The Grand Valley Railway The GVR line was incorporated once again with a grand name - the Port Dover, Brantford, Berlin & Goderich Railway - but then it became the simpler Grand Valley Railway focused on interurban service between Brantford, Paris & Galt. The GVR and the BSR merged in 1905 and except for the Brantford to Paris line, the GVR ceased to exist. It was a scenic line for a short while.

The Brantford & Hamilton Electric The B&HE was created as a connector from Hamilton through Ancaster to Brantford to provide superior passenger service. It also provided express package service. 1907 - 1931

The LE&N – The Lake Erie & Northern
1911 – 1955 PASSENGER SERVICE -- 1961 FREIGHT SERVICE  The LE&N (as it was called) became the “Port Dover / summer beaches” train. In 1921, it carried 609,000 passengers on its routes from Galt - Brantford - Port Dover. While PASSENGER traffic was glamorous, the LE&N was mainly a FREIGHT operation as a feeder line to the main CPR operations.  But, like its earlier cousins, the LE&N was instigated by commercial interests in Brantford who wanted greater access to the main east-west lines of the CPR and the American lines through Waterford – and access to US business across Lake Erie. 
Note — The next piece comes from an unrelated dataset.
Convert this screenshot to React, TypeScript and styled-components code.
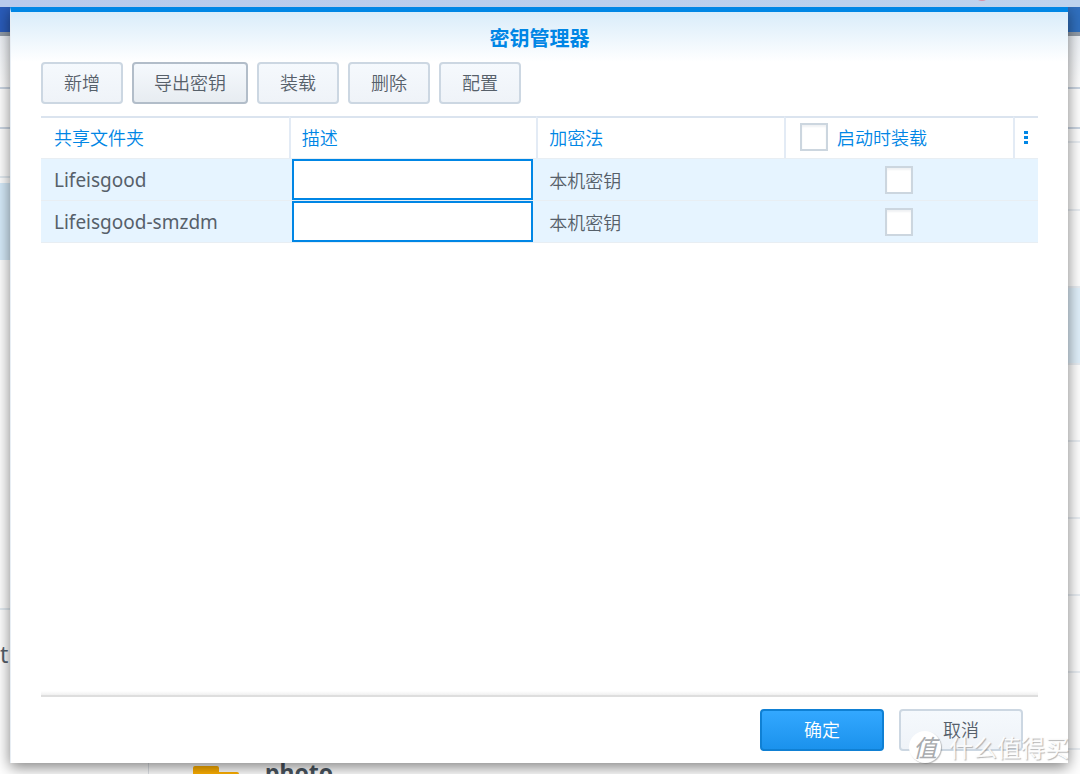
import React, { useState } from "react";
import styled, { createGlobalStyle } from "styled-components";

const GlobalStyle = createGlobalStyle`
  *, *::before, *::after { box-sizing: border-box; }
  body {
    margin: 0;
    font-family: "Noto Sans CJK SC", "Noto Sans", sans-serif;
    font-size: 18px;
    font-weight: 350;
    color: #56606a;
  }
  button, input { font: inherit; color: inherit; }
`;

const Desktop = styled.div`
  position: relative;
  min-height: 100vh;
  padding: 7px 12px 11px 10px;
  display: flex;
  overflow: hidden;
`;

/* The window that lies behind the dialog */
const BackWindow = styled.div`
  position: absolute;
  inset: 0;
  overflow: hidden;
  display: flex;
  flex-direction: column;
  background: #fff;
  font-family: "Noto Sans", "Noto Sans CJK SC", sans-serif;
`;

const Wallpaper = styled.div`
  position: relative;
  z-index: 1;
  height: 7px;
  flex: none;
  display: flex;
  justify-content: flex-end;
  padding-right: 90px;
  background: linear-gradient(90deg, #b8caec, #bdd3ee);
`;

const Badge = styled.span`
  width: 16px;
  height: 16px;
  margin-top: -15px;
  border-radius: 50%;
  background: #d88fa8;
`;

const BackTitle = styled.div`
  height: 29px;
  flex: none;
  background: linear-gradient(90deg, #2a5cba, #3070bf);
  border-bottom: 4px solid #929ca8;
`;

const BackBar = styled.div<{ $height: number; $shade?: boolean }>`
  height: ${(p) => p.$height}px;
  flex: none;
  border-bottom: 2px solid #cbd6e3;
  background: ${(p) => (p.$shade ? "linear-gradient(#edf1f6, #fff)" : "#fff")};
`;

const BackBody = styled.div`
  flex: 1;
  display: flex;
`;

const Side = styled.div`
  width: 149px;
  flex: none;
  border-right: 1px solid #dfe3e8;
`;

const SideItem = styled.div<{ $height: number; $active?: boolean; $line?: boolean }>`
  height: ${(p) => p.$height}px;
  background: ${(p) => (p.$active ? "#d6ebfa" : "transparent")};
  border-bottom: ${(p) => (p.$line ? "2px solid #e3ebf1" : "0")};
  font-size: 23px;
  line-height: 32px;
  font-weight: 400;
  display: flex;
  align-items: flex-end;
`;

const Folders = styled.div`
  flex: 1;
  padding-top: 12px;
`;

const FolderRow = styled.div<{ $active?: boolean; $height?: number }>`
  height: ${(p) => p.$height ?? 77}px;
  border-bottom: 2px solid #e9eef3;
  background: ${(p) => (p.$active ? "#e0f0fb" : "transparent")};
`;

const LastFolder = styled.div`
  display: flex;
  align-items: flex-start;
  gap: 26px;
  padding: 7px 44px;
  font-size: 23px;
  line-height: 30px;
  font-weight: 700;
  color: #4a5560;

  svg { margin-top: 9px; }
`;

const Dialog = styled.section`
  position: relative;
  flex: 1;
  display: flex;
  flex-direction: column;
  padding: 0 30px 12px;
  border-top: 5px solid #0086e5;
  border-left: 1px solid #e8eef4;
  background: linear-gradient(#d9ecfa, #fff 50px);
  box-shadow: 0 4px 14px rgba(0, 0, 0, 0.5);
`;

const Title = styled.h1`
  margin: 0;
  height: 50px;
  font-size: 20px;
  line-height: 52px;
  font-weight: 700;
  text-align: center;
  color: #0086e5;
`;

const Toolbar = styled.div`
  display: flex;
  gap: 9px;
  margin-bottom: 12px;
`;

const Button = styled.button<{ $kind?: "focus" | "primary"; $wide?: boolean }>`
  height: 42px;
  padding: 0 20px 2px;
  min-width: ${(p) => (p.$wide ? 124 : 82)}px;
  border-radius: 4px;
  line-height: 24px;
  border: 2px solid
    ${(p) => (p.$kind === "primary" ? "#0f80d4" : p.$kind === "focus" ? "#b2bdc9" : "#ccd7e2")};
  color: ${(p) => (p.$kind === "primary" ? "#fff" : "#56606a")};
  background: ${(p) =>
    p.$kind === "primary"
      ? "linear-gradient(#33a8ff, #1b92ec)"
      : p.$kind === "focus"
        ? "linear-gradient(#f5f9fd, #e7ecf1)"
        : "linear-gradient(#f5f9fd, #eff3f8)"};
`;

const Grid = styled.table`
  width: 100%;
  table-layout: fixed;
  border-collapse: separate;
  border-spacing: 0;
`;

const HeadCell = styled.th<{ $width?: number }>`
  width: ${(p) => (p.$width ? `${p.$width}px` : "auto")};
  height: 42px;
  padding: 0 0 2px ${(p) => (p.$width === 25 ? 0 : 11)}px;
  border-top: 2px solid #dbe4ef;
  border-left: 2px solid #e3ebf5;
  text-align: left;
  font-weight: inherit;
  line-height: 24px;
  color: #0086e5;

  &:first-child { border-left: 0; padding-left: 13px; }
`;

const Cell = styled.td<{ $kind?: "name" | "input" | "check" }>`
  height: 42px;
  border-top: 1px solid #e8eef3;
  padding: ${(p) => (p.$kind === "input" ? "0 3px" : p.$kind === "check" ? "0" : "0 0 0 13px")};
  text-align: ${(p) => (p.$kind === "check" ? "center" : "left")};
  line-height: 24px;
  background: #e6f4ff;
  ${(p) => p.$kind === "name" && `font-family: "Noto Sans", sans-serif; font-weight: 400; font-size: 19px;`}

  tr:last-child > & { border-bottom: 1px solid #e8eef3; height: 43px; }
`;

const TextBox = styled.input`
  display: block;
  width: 100%;
  height: 41px;
  padding: 0 8px;
  border: 2px solid #0086e5;
  border-radius: 0;
  background: #fff;
  outline: none;
`;

const Check = styled.input`
  appearance: none;
  display: block;
  width: 28px;
  height: 28px;
  margin: 0 auto;
  border: 2px solid #ccd6df;
  background: #fff;
  box-shadow: inset 0 2px 2px #f0f2f4;

  &:checked { background: #0086e5; }
`;

const CheckLabel = styled.label`
  display: flex;
  align-items: center;
  gap: 9px;
  padding-left: 3px;

  input { margin: 0; }
`;

const MenuButton = styled.button`
  display: flex;
  width: 100%;
  padding: 0 0 0 9px;
  border: 0;
  background: none;
`;

const Footer = styled.footer`
  display: flex;
  justify-content: flex-end;
  gap: 15px;
  margin-top: auto;
  padding: 12px 15px 0 0;
  position: relative;
  border-top: 2px solid #dedede;

  &::before {
    content: "";
    position: absolute;
    left: 0;
    right: 0;
    top: -6px;
    height: 4px;
    background: linear-gradient(#fff, #f0f0f0);
  }
`;

const Watermark = styled.div`
  position: absolute;
  right: 11px;
  bottom: 11px;
  display: flex;
  align-items: center;
  gap: 8px;
  font-size: 24px;
  line-height: 32px;
  font-weight: 400;
  color: rgba(255, 255, 255, 0.92);
  text-shadow: 1px 1px 1px rgba(110, 110, 110, 0.5);
  pointer-events: none;
`;

const Seal = styled.span`
  width: 32px;
  height: 32px;
  border-radius: 50%;
  background: #fff;
  box-shadow: 1px 1px 1px rgba(90, 90, 90, 0.4);
  color: #a9abae;
  text-shadow: none;
  text-align: center;
  font-style: italic;
`;

const folders = ["Lifeisgood", "Lifeisgood-smzdm"];

function KeyRow({ name }: { name: string }) {
  const [note, setNote] = useState("");
  return (
    <tr>
      <Cell $kind="name">{name}</Cell>
      <Cell $kind="input">
        <TextBox aria-label={`${name} 描述`} value={note} onChange={(e) => setNote(e.target.value)} />
      </Cell>
      <Cell>本机密钥</Cell>
      <Cell $kind="check">
        <Check type="checkbox" aria-label={`${name} 启动时装载`} />
      </Cell>
      <Cell $kind="check" />
    </tr>
  );
}

export default function App() {
  return (
    <>
      <GlobalStyle />
      <Desktop>
        <BackWindow>
          <Wallpaper>
            <Badge />
          </Wallpaper>
          <BackTitle />
          <BackBar $height={53} $shade />
          <BackBar $height={40} />
          <BackBody>
            <Side>
              <SideItem $height={49} $line />
              <SideItem $height={5} />
              <SideItem $height={77} $active />
              <SideItem $height={350} $line />
              <SideItem $height={60}>t</SideItem>
            </Side>
            <Folders>
              <FolderRow $height={2} />
              <FolderRow $height={68} />
              <FolderRow />
              <FolderRow $active />
              <FolderRow />
              <FolderRow />
              <FolderRow />
              <FolderRow />
              <FolderRow />
              <LastFolder>
                <svg width="46" height="30" viewBox="0 0 46 30" aria-hidden="true">
                  <path d="M0 2a2 2 0 0 1 2-2h22a2 2 0 0 1 2 2v4h18a2 2 0 0 1 2 2v22H0z" fill="#ffb000" />
                </svg>
                photo
              </LastFolder>
            </Folders>
          </BackBody>
        </BackWindow>

        <Dialog role="dialog" aria-labelledby="dialog-title">
          <Title id="dialog-title">密钥管理器</Title>
          <Toolbar>
            <Button>新增</Button>
            <Button $kind="focus">导出密钥</Button>
            <Button>装载</Button>
            <Button>删除</Button>
            <Button>配置</Button>
          </Toolbar>
          <Grid>
            <thead>
              <tr>
                <HeadCell>共享文件夹</HeadCell>
                <HeadCell>描述</HeadCell>
                <HeadCell>加密法</HeadCell>
                <HeadCell $width={229}>
                  <CheckLabel>
                    <Check type="checkbox" />
                    启动时装载
                  </CheckLabel>
                </HeadCell>
                <HeadCell $width={25}>
                  <MenuButton aria-label="列">
                    <svg width="4" height="14" viewBox="0 0 4 14" fill="#0086e5" aria-hidden="true">
                      <path d="M0 1h4v3H0zM0 6h4v3H0zM0 11h4v3H0z" />
                    </svg>
                  </MenuButton>
                </HeadCell>
              </tr>
            </thead>
            <tbody>
              {folders.map((name) => (
                <KeyRow key={name} name={name} />
              ))}
            </tbody>
          </Grid>
          <Footer>
            <Button $kind="primary" $wide>确定</Button>
            <Button $wide>取消</Button>
          </Footer>
        </Dialog>

        <Watermark>
          <Seal>值</Seal>
          什么值得买
        </Watermark>
      </Desktop>
    </>
  );
}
LE&N electric service came to an end in 1961 when CPR starting using diesels on what remained of the LE&N network - and with that, the electric railway era in Brantford ended. Like the TH&B, the LE&N became somewhat of an icon - and is remembered as ‘one of the speediest and most impressive electric interurban lines’.  The LE&N lives on - mainly as hiking & biking trails along its railway right-of-ways from Galt all the way to Port Dover and parts along the Grand River still provide great scenery. Unfortunately, its ‘UNIQUE’ iconic Union Station was demolished in 1958.